Please set down all the lines beneath this one exactly, without the pictures.

──────── Given material ────────

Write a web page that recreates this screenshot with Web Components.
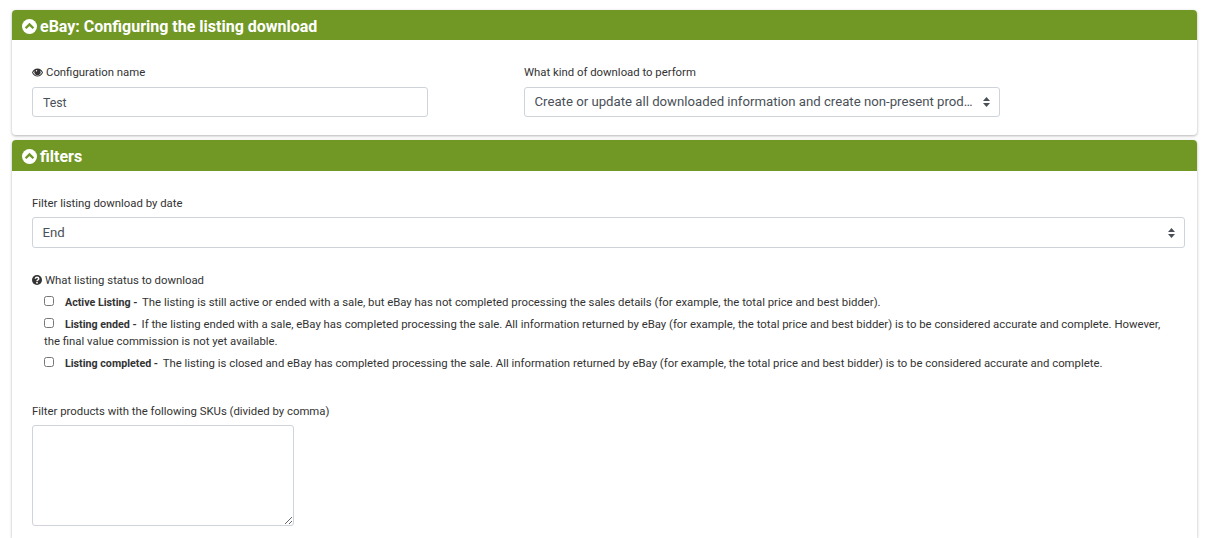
<!DOCTYPE html>
<html lang="en">

<head>
  <meta charset="UTF-8">
  <title>eBay: Configuring the listing download</title>
  <style>
    html { overflow: hidden; }
    body {
      margin: 0;
      padding: 10px 13px 0 12px;
      height: 528px;
      overflow: hidden;
      background: #fff;
      font-family: Roboto, "Liberation Sans", sans-serif;
      color: #333;
    }
  </style>
</head>

<body>
  <config-panel title="eBay: Configuring the listing download">
    <div style="display:grid;grid-template-columns:396px 476px;column-gap:96px;padding:25px 0 18px 20px">
      <form-field>
        <svg slot="icon" width="11" height="9" viewBox="0 0 22 18"><path fill="#333" fill-rule="evenodd" d="M11 1C6 1 2.300 4.200 0 9c2.300 4.800 6 8 11 8s8.700-3.200 11-8c-2.300-4.800-6-8-11-8zM11 15.400c-3.800 0-6.800-2.400-8.900-6.400c1-1.800 2.200-3.200 3.700-4.200a6.200 6.200 0 1 0 10.400 0c1.500 1 2.700 2.400 3.700 4.200c-2.100 4-5.100 6.400-8.900 6.400zM8 4.500a1.400 1.400 0 1 0 2 2a1.400 1.400 0 1 0-2-2z"/></svg>
        Configuration name
        <text-box slot="control" value="Test"></text-box>
      </form-field>
      <form-field>
        What kind of download to perform
        <select-box slot="control" value="Create or update all downloaded information and create non-present products"></select-box>
      </form-field>
    </div>
  </config-panel>

  <config-panel title="filters" tall style="margin-top:5px">
    <div style="padding:25px 12px 12px 20px">
      <form-field style="--label-gap:7px">
        Filter listing download by date
        <select-box slot="control" tall value="End"></select-box>
      </form-field>

      <form-field style="margin-top:25px;--label-gap:7px">
        <svg slot="icon" width="10" height="10" viewBox="0 0 20 20"><circle cx="10" cy="10" r="10" fill="#333"/><path fill="none" stroke="#fff" stroke-width="3" d="M6.500 7.500c.3-2 1.700-3 3.500-3s3.500 1.100 3.500 2.900c0 2.600-3.500 2.600-3.500 5"/><rect x="8.400" y="14" width="3.200" height="3" fill="#fff"/></svg>
        What listing status to download
        <div slot="control" style="padding:0 8px 0 12px">
          <status-option name="Active Listing" text="The listing is still active or ended with a sale, but eBay has not completed processing the sales details (for example, the total price and best bidder)."></status-option>
          <status-option name="Listing ended" text="If the listing ended with a sale, eBay has completed processing the sale. All information returned by eBay (for example, the total price and best bidder) is to be considered accurate and complete. However, the final value commission is not yet available."></status-option>
          <status-option name="Listing completed" text="The listing is closed and eBay has completed processing the sale. All information returned by eBay (for example, the total price and best bidder) is to be considered accurate and complete."></status-option>
        </div>
      </form-field>

      <form-field style="margin-top:32px;--label-gap:7px">
        Filter products with the following SKUs (divided by comma)
        <textarea-box slot="control"></textarea-box>
      </form-field>
    </div>
  </config-panel>

  <script>
    class ConfigPanel extends HTMLElement {
      connectedCallback() {
        this.attachShadow({ mode: 'open' });
        const tall = this.hasAttribute('tall');
        this.shadowRoot.innerHTML = `
          <style>
            :host {
              display: block;
              background: #fff;
              border-radius: ${tall ? '4px 4px 0 0' : '4px'};
              box-shadow: 0 1px 3px rgba(0, 0, 0, .3);
            }
            header {
              display: flex;
              align-items: center;
              gap: 3px;
              height: ${tall ? 31 : 30}px;
              padding: 2px 0 0 10px;
              box-sizing: border-box;
              background: #719825;
              border-radius: 4px 4px 0 0;
              color: #fff;
              font-size: 16px;
              font-weight: 700;
            }
            svg { flex: none; }
          </style>
          <header>
            <svg width="15" height="15" viewBox="0 0 20 20">
              <circle cx="10" cy="10" r="10" fill="#fff"/>
              <path fill="none" stroke="#719825" stroke-width="3.200" d="M4.800 12.300L10 7.100l5.200 5.200"/>
            </svg>
            <span>${this.getAttribute('title')}</span>
          </header>
          <slot></slot>
        `;
      }
    }
    customElements.define('config-panel', ConfigPanel);

    class FormField extends HTMLElement {
      connectedCallback() {
        this.attachShadow({ mode: 'open' });
        this.shadowRoot.innerHTML = `
          <style>
            :host { display: block; }
            label {
              display: flex;
              align-items: center;
              gap: 3px;
              height: 14px;
              margin-bottom: var(--label-gap, 8px);
              font-size: 11.350px;
              color: #333;
            }
          </style>
          <label><slot name="icon"></slot><span><slot></slot></span></label>
          <slot name="control"></slot>
        `;
      }
    }
    customElements.define('form-field', FormField);

    class TextBox extends HTMLElement {
      connectedCallback() {
        this.attachShadow({ mode: 'open' });
        this.shadowRoot.innerHTML = `
          <style>
            :host { display: block; }
            input {
              display: block;
              box-sizing: border-box;
              width: 100%;
              height: 30px;
              padding: 1px 10px 0;
              border: 1px solid #ced4da;
              border-radius: 3px;
              font: 12.300px Roboto, "Liberation Sans", sans-serif;
              color: #495057;
            }
          </style>
          <input type="text">
        `;
        this.shadowRoot.querySelector('input').value = this.getAttribute('value');
      }
    }
    customElements.define('text-box', TextBox);

    class SelectBox extends HTMLElement {
      connectedCallback() {
        this.attachShadow({ mode: 'open' });
        const tall = this.hasAttribute('tall');
        const h = tall ? 31 : 30;
        this.shadowRoot.innerHTML = `
          <style>
            :host { display: block; position: relative; }
            select {
              display: block;
              box-sizing: border-box;
              width: 100%;
              height: ${h}px;
              padding: 0 22px ${tall ? 0 : 1}px 9.500px;
              appearance: none;
              background: #fff;
              border: 1px solid #ced4da;
              border-radius: 3px;
              font: 13.200px Roboto, "Liberation Sans", sans-serif;
              color: #495057;
              text-overflow: ellipsis;
            }
            svg { position: absolute; right: 10px; top: ${(h - 10) / 2}px; }
          </style>
          <select><option></option></select>
          <svg width="7" height="10" viewBox="0 0 7 10"><path fill="#495057" d="M3.500 0L7 4H0zM3.500 10L0 6h7z"/></svg>
        `;
        this.shadowRoot.querySelector('option').textContent = this.getAttribute('value');
      }
    }
    customElements.define('select-box', SelectBox);

    class StatusOption extends HTMLElement {
      connectedCallback() {
        this.attachShadow({ mode: 'open' });
        this.shadowRoot.innerHTML = `
          <style>
            :host {
              display: block;
              margin-bottom: 5px;
              font-size: 11.350px;
              line-height: 17px;
              color: #333;
            }
            input {
              width: 10px;
              height: 10px;
              margin: 0 11px 0 0;
              vertical-align: 0;
            }
            b { font-weight: 700; font-size: 10.700px; margin-right: 2px; }
          </style>
          <input type="checkbox"><b>${this.getAttribute('name')} -</b> ${this.getAttribute('text')}
        `;
      }
    }
    customElements.define('status-option', StatusOption);

    class TextareaBox extends HTMLElement {
      connectedCallback() {
        this.attachShadow({ mode: 'open' });
        this.shadowRoot.innerHTML = `
          <style>
            :host { display: block; }
            textarea {
              display: block;
              box-sizing: border-box;
              width: 262px;
              height: 101px;
              border: 1px solid #ced4da;
              border-radius: 3px;
              background: #fff;
            }
          </style>
          <textarea></textarea>
        `;
      }
    }
    customElements.define('textarea-box', TextareaBox);
  </script>
</body>

</html>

────────

-- Solved exercise --
Write a web page that recreates this screenshot with Web Components.
<!DOCTYPE html>
<html lang="en">

<head>
  <meta charset="UTF-8">
  <title>eBay: Configuring the listing download</title>
  <style>
    html { overflow: hidden; }
    body {
      margin: 0;
      padding: 10px 13px 0 12px;
      height: 528px;
      overflow: hidden;
      background: #fff;
      font-family: Roboto, "Liberation Sans", sans-serif;
      color: #333;
    }
  </style>
</head>

<body>
  <config-panel title="eBay: Configuring the listing download">
    <div style="display:grid;grid-template-columns:396px 476px;column-gap:96px;padding:25px 0 18px 20px">
      <form-field>
        <svg slot="icon" width="11" height="9" viewBox="0 0 22 18"><path fill="#333" fill-rule="evenodd" d="M11 1C6 1 2.300 4.200 0 9c2.300 4.800 6 8 11 8s8.700-3.200 11-8c-2.300-4.800-6-8-11-8zM11 15.400c-3.800 0-6.800-2.400-8.900-6.400c1-1.800 2.200-3.200 3.700-4.200a6.200 6.200 0 1 0 10.400 0c1.500 1 2.700 2.400 3.700 4.200c-2.100 4-5.100 6.400-8.900 6.400zM8 4.500a1.400 1.400 0 1 0 2 2a1.400 1.400 0 1 0-2-2z"/></svg>
        Configuration name
        <text-box slot="control" value="Test"></text-box>
      </form-field>
      <form-field>
        What kind of download to perform
        <select-box slot="control" value="Create or update all downloaded information and create non-present products"></select-box>
      </form-field>
    </div>
  </config-panel>

  <config-panel title="filters" tall style="margin-top:5px">
    <div style="padding:25px 12px 12px 20px">
      <form-field style="--label-gap:7px">
        Filter listing download by date
        <select-box slot="control" tall value="End"></select-box>
      </form-field>

      <form-field style="margin-top:25px;--label-gap:7px">
        <svg slot="icon" width="10" height="10" viewBox="0 0 20 20"><circle cx="10" cy="10" r="10" fill="#333"/><path fill="none" stroke="#fff" stroke-width="3" d="M6.500 7.500c.3-2 1.700-3 3.500-3s3.500 1.100 3.500 2.900c0 2.600-3.500 2.600-3.500 5"/><rect x="8.400" y="14" width="3.200" height="3" fill="#fff"/></svg>
        What listing status to download
        <div slot="control" style="padding:0 8px 0 12px">
          <status-option name="Active Listing" text="The listing is still active or ended with a sale, but eBay has not completed processing the sales details (for example, the total price and best bidder)."></status-option>
          <status-option name="Listing ended" text="If the listing ended with a sale, eBay has completed processing the sale. All information returned by eBay (for example, the total price and best bidder) is to be considered accurate and complete. However, the final value commission is not yet available."></status-option>
          <status-option name="Listing completed" text="The listing is closed and eBay has completed processing the sale. All information returned by eBay (for example, the total price and best bidder) is to be considered accurate and complete."></status-option>
        </div>
      </form-field>

      <form-field style="margin-top:32px;--label-gap:7px">
        Filter products with the following SKUs (divided by comma)
        <textarea-box slot="control"></textarea-box>
      </form-field>
    </div>
  </config-panel>

  <script>
    class ConfigPanel extends HTMLElement {
      connectedCallback() {
        this.attachShadow({ mode: 'open' });
        const tall = this.hasAttribute('tall');
        this.shadowRoot.innerHTML = `
          <style>
            :host {
              display: block;
              background: #fff;
              border-radius: ${tall ? '4px 4px 0 0' : '4px'};
              box-shadow: 0 1px 3px rgba(0, 0, 0, .3);
            }
            header {
              display: flex;
              align-items: center;
              gap: 3px;
              height: ${tall ? 31 : 30}px;
              padding: 2px 0 0 10px;
              box-sizing: border-box;
              background: #719825;
              border-radius: 4px 4px 0 0;
              color: #fff;
              font-size: 16px;
              font-weight: 700;
            }
            svg { flex: none; }
          </style>
          <header>
            <svg width="15" height="15" viewBox="0 0 20 20">
              <circle cx="10" cy="10" r="10" fill="#fff"/>
              <path fill="none" stroke="#719825" stroke-width="3.200" d="M4.800 12.300L10 7.100l5.200 5.200"/>
            </svg>
            <span>${this.getAttribute('title')}</span>
          </header>
          <slot></slot>
        `;
      }
    }
    customElements.define('config-panel', ConfigPanel);

    class FormField extends HTMLElement {
      connectedCallback() {
        this.attachShadow({ mode: 'open' });
        this.shadowRoot.innerHTML = `
          <style>
            :host { display: block; }
            label {
              display: flex;
              align-items: center;
              gap: 3px;
              height: 14px;
              margin-bottom: var(--label-gap, 8px);
              font-size: 11.350px;
              color: #333;
            }
          </style>
          <label><slot name="icon"></slot><span><slot></slot></span></label>
          <slot name="control"></slot>
        `;
      }
    }
    customElements.define('form-field', FormField);

    class TextBox extends HTMLElement {
      connectedCallback() {
        this.attachShadow({ mode: 'open' });
        this.shadowRoot.innerHTML = `
          <style>
            :host { display: block; }
            input {
              display: block;
              box-sizing: border-box;
              width: 100%;
              height: 30px;
              padding: 1px 10px 0;
              border: 1px solid #ced4da;
              border-radius: 3px;
              font: 12.300px Roboto, "Liberation Sans", sans-serif;
              color: #495057;
            }
          </style>
          <input type="text">
        `;
        this.shadowRoot.querySelector('input').value = this.getAttribute('value');
      }
    }
    customElements.define('text-box', TextBox);

    class SelectBox extends HTMLElement {
      connectedCallback() {
        this.attachShadow({ mode: 'open' });
        const tall = this.hasAttribute('tall');
        const h = tall ? 31 : 30;
        this.shadowRoot.innerHTML = `
          <style>
            :host { display: block; position: relative; }
            select {
              display: block;
              box-sizing: border-box;
              width: 100%;
              height: ${h}px;
              padding: 0 22px ${tall ? 0 : 1}px 9.500px;
              appearance: none;
              background: #fff;
              border: 1px solid #ced4da;
              border-radius: 3px;
              font: 13.200px Roboto, "Liberation Sans", sans-serif;
              color: #495057;
              text-overflow: ellipsis;
            }
            svg { position: absolute; right: 10px; top: ${(h - 10) / 2}px; }
          </style>
          <select><option></option></select>
          <svg width="7" height="10" viewBox="0 0 7 10"><path fill="#495057" d="M3.500 0L7 4H0zM3.500 10L0 6h7z"/></svg>
        `;
        this.shadowRoot.querySelector('option').textContent = this.getAttribute('value');
      }
    }
    customElements.define('select-box', SelectBox);

    class StatusOption extends HTMLElement {
      connectedCallback() {
        this.attachShadow({ mode: 'open' });
        this.shadowRoot.innerHTML = `
          <style>
            :host {
              display: block;
              margin-bottom: 5px;
              font-size: 11.350px;
              line-height: 17px;
              color: #333;
            }
            input {
              width: 10px;
              height: 10px;
              margin: 0 11px 0 0;
              vertical-align: 0;
            }
            b { font-weight: 700; font-size: 10.700px; margin-right: 2px; }
          </style>
          <input type="checkbox"><b>${this.getAttribute('name')} -</b> ${this.getAttribute('text')}
        `;
      }
    }
    customElements.define('status-option', StatusOption);

    class TextareaBox extends HTMLElement {
      connectedCallback() {
        this.attachShadow({ mode: 'open' });
        this.shadowRoot.innerHTML = `
          <style>
            :host { display: block; }
            textarea {
              display: block;
              box-sizing: border-box;
              width: 262px;
              height: 101px;
              border: 1px solid #ced4da;
              border-radius: 3px;
              background: #fff;
            }
          </style>
          <textarea></textarea>
        `;
      }
    }
    customElements.define('textarea-box', TextareaBox);
  </script>
</body>

</html>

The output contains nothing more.